Given information:

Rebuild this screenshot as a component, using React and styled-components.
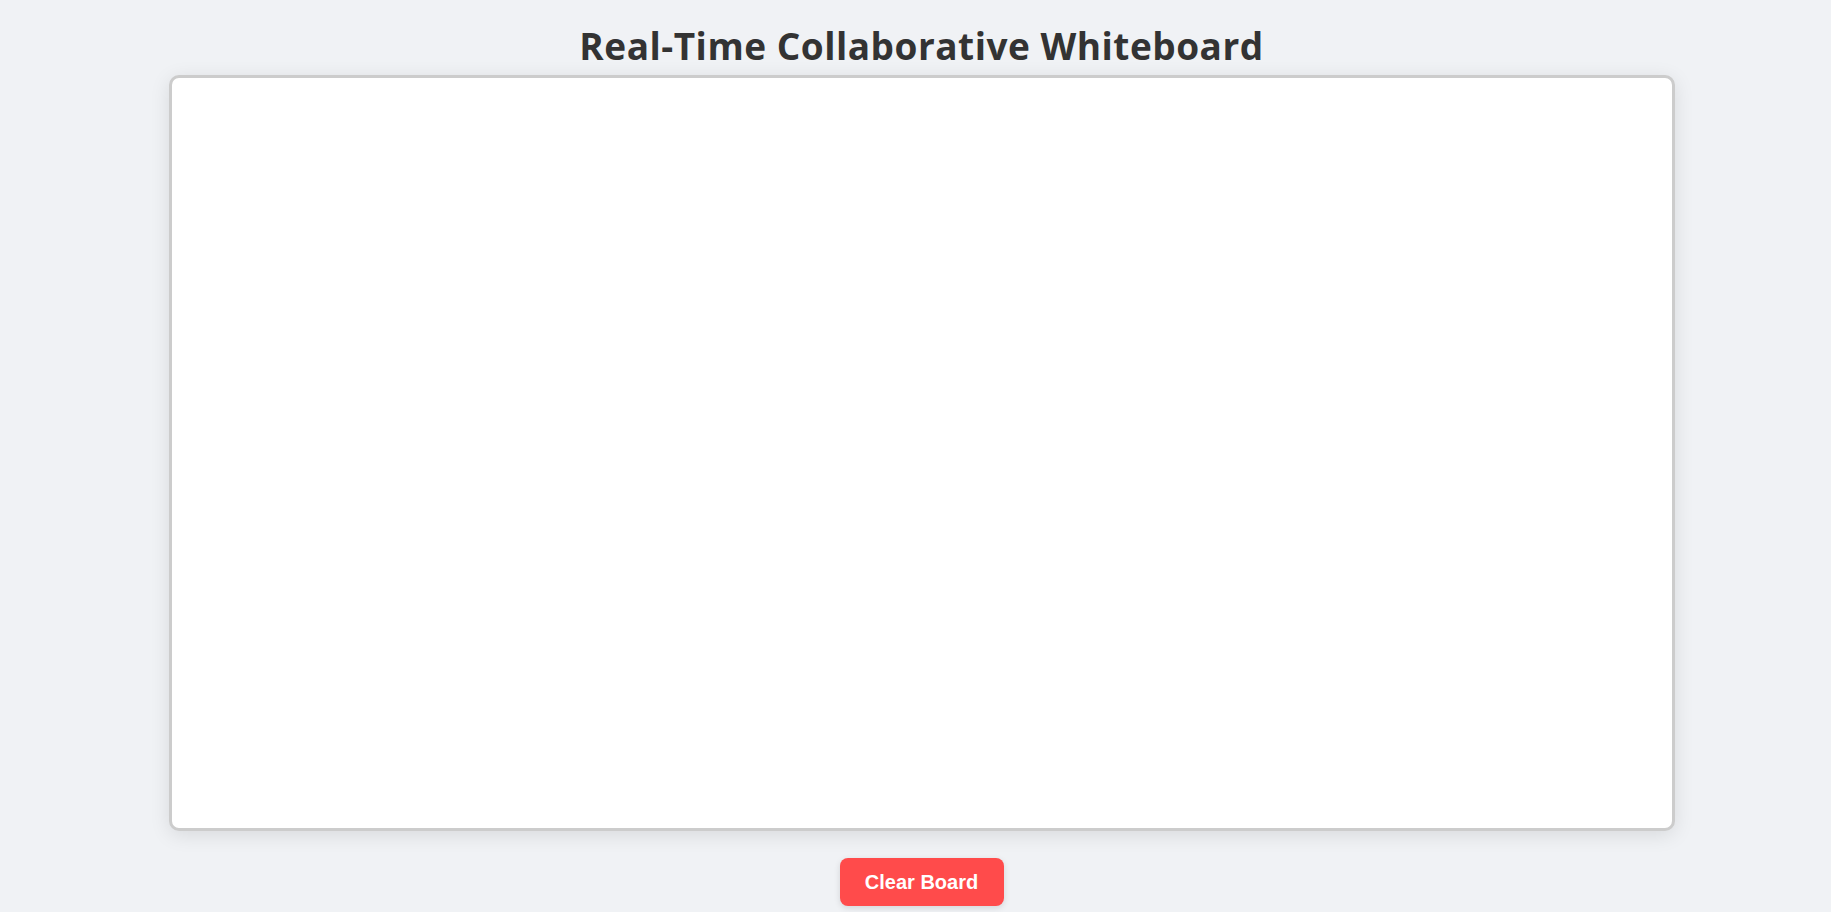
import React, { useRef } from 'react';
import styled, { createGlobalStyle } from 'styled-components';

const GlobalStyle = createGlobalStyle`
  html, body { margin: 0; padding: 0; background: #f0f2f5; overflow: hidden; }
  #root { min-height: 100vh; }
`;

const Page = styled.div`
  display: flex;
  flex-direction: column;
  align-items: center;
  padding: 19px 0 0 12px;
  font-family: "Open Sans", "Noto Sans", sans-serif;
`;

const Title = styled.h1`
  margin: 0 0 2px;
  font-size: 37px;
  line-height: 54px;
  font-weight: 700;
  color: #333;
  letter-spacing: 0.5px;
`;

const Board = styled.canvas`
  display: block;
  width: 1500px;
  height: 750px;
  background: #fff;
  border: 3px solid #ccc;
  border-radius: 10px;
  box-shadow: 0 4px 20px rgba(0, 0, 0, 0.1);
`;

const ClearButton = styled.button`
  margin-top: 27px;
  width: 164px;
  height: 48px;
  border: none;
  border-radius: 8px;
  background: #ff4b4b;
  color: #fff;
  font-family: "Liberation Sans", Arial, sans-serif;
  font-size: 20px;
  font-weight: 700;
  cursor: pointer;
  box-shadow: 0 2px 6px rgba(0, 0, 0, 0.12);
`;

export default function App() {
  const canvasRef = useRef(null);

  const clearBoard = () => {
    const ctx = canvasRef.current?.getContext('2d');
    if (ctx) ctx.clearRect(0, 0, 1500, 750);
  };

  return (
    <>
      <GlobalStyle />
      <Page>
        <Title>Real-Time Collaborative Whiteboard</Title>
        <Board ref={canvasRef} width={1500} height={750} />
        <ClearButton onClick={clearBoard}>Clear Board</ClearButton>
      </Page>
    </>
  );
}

Aim of the task:
Reproduce all of the material exactly, apart from the pictures.

Complete answer:
Rebuild this screenshot as a component, using React and styled-components.
import React, { useRef } from 'react';
import styled, { createGlobalStyle } from 'styled-components';

const GlobalStyle = createGlobalStyle`
  html, body { margin: 0; padding: 0; background: #f0f2f5; overflow: hidden; }
  #root { min-height: 100vh; }
`;

const Page = styled.div`
  display: flex;
  flex-direction: column;
  align-items: center;
  padding: 19px 0 0 12px;
  font-family: "Open Sans", "Noto Sans", sans-serif;
`;

const Title = styled.h1`
  margin: 0 0 2px;
  font-size: 37px;
  line-height: 54px;
  font-weight: 700;
  color: #333;
  letter-spacing: 0.5px;
`;

const Board = styled.canvas`
  display: block;
  width: 1500px;
  height: 750px;
  background: #fff;
  border: 3px solid #ccc;
  border-radius: 10px;
  box-shadow: 0 4px 20px rgba(0, 0, 0, 0.1);
`;

const ClearButton = styled.button`
  margin-top: 27px;
  width: 164px;
  height: 48px;
  border: none;
  border-radius: 8px;
  background: #ff4b4b;
  color: #fff;
  font-family: "Liberation Sans", Arial, sans-serif;
  font-size: 20px;
  font-weight: 700;
  cursor: pointer;
  box-shadow: 0 2px 6px rgba(0, 0, 0, 0.12);
`;

export default function App() {
  const canvasRef = useRef(null);

  const clearBoard = () => {
    const ctx = canvasRef.current?.getContext('2d');
    if (ctx) ctx.clearRect(0, 0, 1500, 750);
  };

  return (
    <>
      <GlobalStyle />
      <Page>
        <Title>Real-Time Collaborative Whiteboard</Title>
        <Board ref={canvasRef} width={1500} height={750} />
        <ClearButton onClick={clearBoard}>Clear Board</ClearButton>
      </Page>
    </>
  );
}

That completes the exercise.